[Collected data]
____________________

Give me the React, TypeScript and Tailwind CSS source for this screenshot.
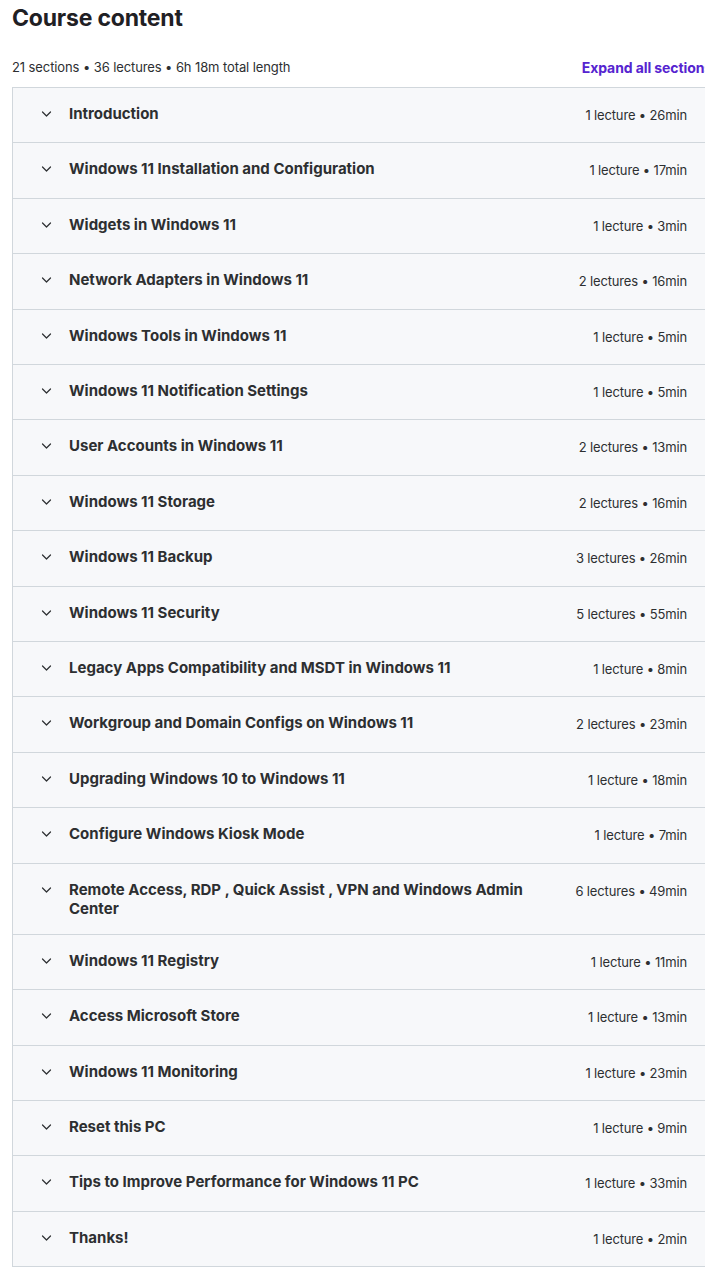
import React from "react";

type Section = { title: string; meta: string };

const sections: Section[] = [
  { title: "Introduction", meta: "1 lecture • 26min" },
  { title: "Windows 11 Installation and Configuration", meta: "1 lecture • 17min" },
  { title: "Widgets in Windows 11", meta: "1 lecture • 3min" },
  { title: "Network Adapters in Windows 11", meta: "2 lectures • 16min" },
  { title: "Windows Tools in Windows 11", meta: "1 lecture • 5min" },
  { title: "Windows 11 Notification Settings", meta: "1 lecture • 5min" },
  { title: "User Accounts in Windows 11", meta: "2 lectures • 13min" },
  { title: "Windows 11 Storage", meta: "2 lectures • 16min" },
  { title: "Windows 11 Backup", meta: "3 lectures • 26min" },
  { title: "Windows 11 Security", meta: "5 lectures • 55min" },
  { title: "Legacy Apps Compatibility and MSDT in Windows 11", meta: "1 lecture • 8min" },
  { title: "Workgroup and Domain Configs on Windows 11", meta: "2 lectures • 23min" },
  { title: "Upgrading Windows 10 to Windows 11", meta: "1 lecture • 18min" },
  { title: "Configure Windows Kiosk Mode", meta: "1 lecture • 7min" },
  { title: "Remote Access, RDP , Quick Assist , VPN and Windows Admin Center", meta: "6 lectures • 49min" },
  { title: "Windows 11 Registry", meta: "1 lecture • 11min" },
  { title: "Access Microsoft Store", meta: "1 lecture • 13min" },
  { title: "Windows 11 Monitoring", meta: "1 lecture • 23min" },
  { title: "Reset this PC", meta: "1 lecture • 9min" },
  { title: "Tips to Improve Performance for Windows 11 PC", meta: "1 lecture • 33min" },
  { title: "Thanks!", meta: "1 lecture • 2min" },
];

function Chevron() {
  return (
    <svg width="16" height="16" viewBox="0 0 16 16" fill="none" className="shrink-0 mt-[2px]">
      <path d="M5.5 6 L9.5 10 L13.5 6" stroke="#2d2f31" strokeWidth="1.2" strokeLinecap="round" strokeLinejoin="round" />
    </svg>
  );
}

export default function App() {
  return (
    <div className="w-[705px] overflow-hidden bg-white text-[#2d2f31] [font-family:Inter,'Liberation_Sans',sans-serif]">
      <div className="w-[700px] ml-3">
        <h2 className="text-[23px] leading-[36px] font-bold tracking-[-0.2px] text-[#1f2024]">Course content</h2>
        <div className="flex items-center justify-between mt-[21px] mb-[8px] h-[22px]">
          <span className="text-[13px] tracking-[-0.1px] text-[#2d2f31]">
            21 sections • 36 lectures • 6h 18m total length
          </span>
          <span className="text-[14px] font-bold text-[#5624d0] tracking-[-0.1px] -mt-[1px]">Expand all sections</span>
        </div>
        <div className="border border-[#d1d7dc] border-r-0">
          {sections.map((s, i) => (
            <div
              key={i}
              className={`flex items-start bg-[#f7f8fa] pl-6 pr-[25px] py-4 ${i > 0 ? "border-t border-[#d1d7dc]" : ""}`}
            >
              <div className="flex items-start gap-4 flex-1 min-w-0">
                <Chevron />
                <span className="text-[15px] leading-[19px] font-bold tracking-[0px] max-w-[475px]">
                  {s.title}
                </span>
              </div>
              <span className="text-[13px] leading-[22.4px] tracking-[-0.15px] whitespace-nowrap">{s.meta}</span>
            </div>
          ))}
        </div>
      </div>
    </div>
  );
}
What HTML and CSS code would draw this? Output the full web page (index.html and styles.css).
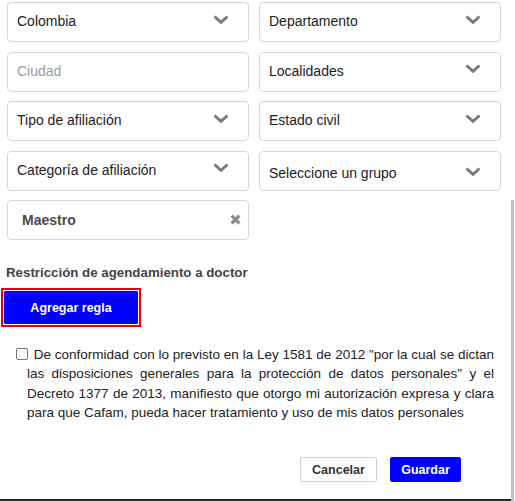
FILE: index.html
```html
<!DOCTYPE html>
<html lang="es">
<head>
<meta charset="utf-8">
<title>Formulario</title>
<link rel="stylesheet" href="styles.css">
</head>
<body>
<div class="page">
  <div class="grid">
    <div class="field"><span class="val">Colombia</span><svg class="chev" viewBox="0 0 16 9"><polyline points="1.5,1.5 8,7.3 14.5,1.5"/></svg></div>
    <div class="field"><span class="val">Departamento</span><svg class="chev" viewBox="0 0 16 9"><polyline points="1.5,1.5 8,7.3 14.5,1.5"/></svg></div>
    <div class="field"><span class="val placeholder">Ciudad</span></div>
    <div class="field"><span class="val">Localidades</span><svg class="chev" viewBox="0 0 16 9"><polyline points="1.5,1.5 8,7.3 14.5,1.5"/></svg></div>
    <div class="field"><span class="val">Tipo de afiliación</span><svg class="chev" viewBox="0 0 16 9"><polyline points="1.5,1.5 8,7.3 14.5,1.5"/></svg></div>
    <div class="field"><span class="val">Estado civil</span><svg class="chev" viewBox="0 0 16 9"><polyline points="1.5,1.5 8,7.3 14.5,1.5"/></svg></div>
    <div class="field"><span class="val">Categoría de afiliación</span><svg class="chev" viewBox="0 0 16 9"><polyline points="1.5,1.5 8,7.3 14.5,1.5"/></svg></div>
    <div class="field field-low"><span class="val">Seleccione un grupo</span><svg class="chev" viewBox="0 0 16 9"><polyline points="1.5,1.5 8,7.3 14.5,1.5"/></svg></div>
    <div class="field field-tag"><span class="tag">Maestro</span><svg class="clear" viewBox="0 0 10 10"><path d="M1.5 1.5 L8.5 8.5 M8.5 1.5 L1.5 8.5"/></svg></div>
  </div>

  <div class="section-label">Restricción de agendamiento a doctor</div>
  <div class="focus-ring"><button class="btn btn-primary btn-add">Agregar regla</button></div>

  <div class="consent">
    <p class="consent-text"><span class="check"></span> De conformidad con lo previsto en la Ley 1581 de 2012 "por la cual se dictan las disposiciones generales para la protección de datos personales" y el Decreto 1377 de 2013, manifiesto que otorgo mi autorización expresa y clara para que Cafam, pueda hacer tratamiento y uso de mis datos personales</p>
  </div>

  <div class="actions">
    <button class="btn btn-default">Cancelar</button>
    <button class="btn btn-primary btn-save">Guardar</button>
  </div>
</div>
<div class="scroll-thumb"></div>
<div class="bottom-edge"></div>
</body>
</html>
```

FILE: styles.css
```css
* { box-sizing: border-box; }
html, body {
  margin: 0;
  padding: 0;
  background: #fff;
  font-family: "Liberation Sans", Arial, sans-serif;
  color: #1c1c1c;
  overflow: hidden;
}
.page {
  width: 515px;
  height: 501px;
  padding-top: 2px;
  display: flex;
  flex-direction: column;
}
.grid {
  display: grid;
  grid-template-columns: 242px 242px;
  column-gap: 10px;
  row-gap: 9.5px;
  padding-left: 7px;
  grid-auto-rows: 40px;
}
.field {
  border: 1px solid #d6d6d6;
  border-radius: 4px;
  display: flex;
  align-items: center;
  justify-content: space-between;
  padding: 0 19px 2px 9px;
  font-size: 14px;
}
.field-low { padding-top: 5px; padding-bottom: 0; }
.val { color: #1c1c1c; }
.placeholder { color: #9a9a9a; }
.chev {
  width: 16px;
  height: 9px;
  margin-top: -4px;
  fill: none;
  stroke: #7a7a7a;
  stroke-width: 3;
}
.field-tag { padding-left: 14px; padding-right: 7px; padding-bottom: 0; }
.tag { font-weight: bold; color: #4a4a4a; }
.clear {
  width: 11px;
  height: 11px;
  fill: none;
  stroke: #8a8a8a;
  stroke-width: 3;
  margin-top: -2px;
}
.section-label {
  margin-top: 25px;
  padding-left: 6px;
  font-size: 13.3px;
  line-height: 16px;
  font-weight: bold;
  color: #444;
}
.focus-ring {
  margin-top: 7px;
  margin-left: 1px;
  width: 140px;
  height: 39px;
  border: 2px solid #e8000b;
  padding: 1px;
}
.btn {
  font-family: "Liberation Sans", Arial, sans-serif;
  font-weight: bold;
  font-size: 12.5px;
  border-radius: 2px;
  cursor: pointer;
  padding: 0;
}
.btn-primary {
  background: #0000fe;
  color: #fff;
  border: 1px solid #0000fe;
}
.btn-add {
  width: 100%;
  height: 100%;
  border-radius: 1px;
}
.consent {
  margin-top: 18px;
  padding-left: 27px;
  padding-right: 21px;
}
.consent-text {
  margin: 0;
  font-size: 13.5px;
  line-height: 19.3px;
  text-align: justify;
  color: #222;
}
.check {
  display: inline-block;
  width: 12px;
  height: 12px;
  margin-left: -11px;
  margin-right: 2px;
  border: 1px solid #767676;
  border-radius: 2px;
  vertical-align: -1px;
  background: #fff;
}
.actions {
  margin-top: auto;
  margin-bottom: 19px;
  display: flex;
  justify-content: flex-end;
  gap: 13px;
  padding-right: 54px;
}
.actions .btn { height: 25px; }
.btn-default {
  width: 77px;
  background: #fff;
  color: #333;
  border: 1px solid #ccc;
}
.btn-save { width: 71px; }
.scroll-thumb {
  position: absolute;
  right: 1px;
  top: 200px;
  bottom: 0;
  width: 3px;
  background: #c1c1c1;
}
.bottom-edge {
  position: absolute;
  left: 0;
  right: 4px;
  bottom: 0;
  height: 2px;
  background: #262626;
}
```
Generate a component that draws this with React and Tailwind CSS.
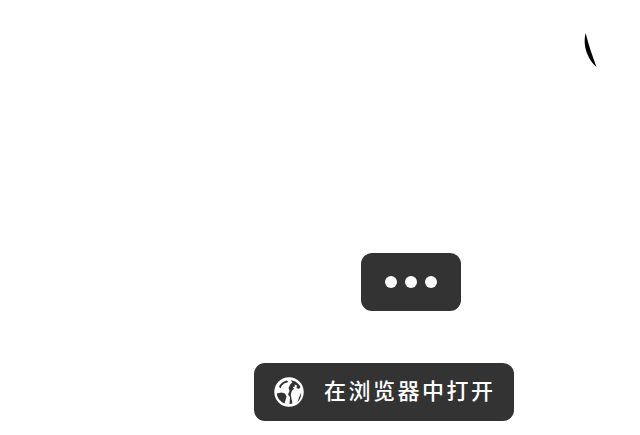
// Two dark toolbar buttons on an otherwise empty white page.
function GlobeIcon() {
  return (
    <svg className="block shrink-0" width="30" height="30" viewBox="0 0 30 30">
      <circle cx="15" cy="15" r="14.7" fill="#fff" />
      {/* ocean, cut out of the white disc in the button colour */}
      <path fill="#333333" d="M5 9.5 C6.5 6.8 9 4.6 12.5 3.6 L14.5 5 L10 6.5 L7.5 9 L6.5 11.5 Z" />
      <path
        fill="#333333"
        d="M2.8 16.5 L7.5 15.5 L11 16.5 L12.5 19.5 L11.5 23 L10.5 26.5 C6.5 25 3.2 21 2.8 16.5 Z"
      />
      <path
        fill="#333333"
        d="M16.8 3.2 L18.5 5.5 L16.5 7 L14.5 11 L15.5 14 L14 17.5 L16 20 L15.5 27 L18.5 26.6 L17.5 22 L16.8 17.5 L18 13.5 L20 12 L19 10 L21 9.5 L20.5 7.5 L23 8.5 L22.5 11 L25 12 L26.5 10 C25 6.5 21 3.5 16.8 3.2 Z"
      />
      <path fill="#333333" d="M27.2 15.5 L25 20.5 L23.5 25 C26 23 27.3 19.5 27.2 15.5 Z" />
    </svg>
  );
}

export default function App() {
  return (
    <div className="flex h-[435px] w-[640px] flex-col overflow-hidden bg-white pt-[33px] font-['Noto_Sans_CJK_SC',sans-serif]">
      <div className="flex justify-end pr-[43px]">
        <svg className="block" width="13" height="34" viewBox="0 0 13 34">
          <path d="M1.6 0 C-1 10 1.5 24 12.5 34 C8.5 23 4.5 12 1.6 0 Z" fill="#000" />
        </svg>
      </div>

      <button className="ml-[361px] mt-[186px] flex h-[58px] w-[100px] items-center justify-center gap-[8px] rounded-[11px] bg-[#333333]">
        <span className="size-[12px] rounded-full bg-white" />
        <span className="size-[12px] rounded-full bg-white" />
        <span className="size-[12px] rounded-full bg-white" />
      </button>

      <button className="ml-[254px] mt-[52px] flex h-[58px] w-[260px] items-center rounded-[11px] bg-[#333333] pl-[20px] text-white">
        <GlobeIcon />
        <span className="ml-[20px] mb-[6px] text-[22px] font-medium leading-none tracking-[2.5px]">在浏览器中打开</span>
      </button>
    </div>
  );
}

____________________

**Problem to solve:**
Which lines hold the string "Tailwind"? Copy all of them from the data above.

**Right answer:**
Give me the React, TypeScript and Tailwind CSS source for this screenshot.
Generate a component that draws this with React and Tailwind CSS.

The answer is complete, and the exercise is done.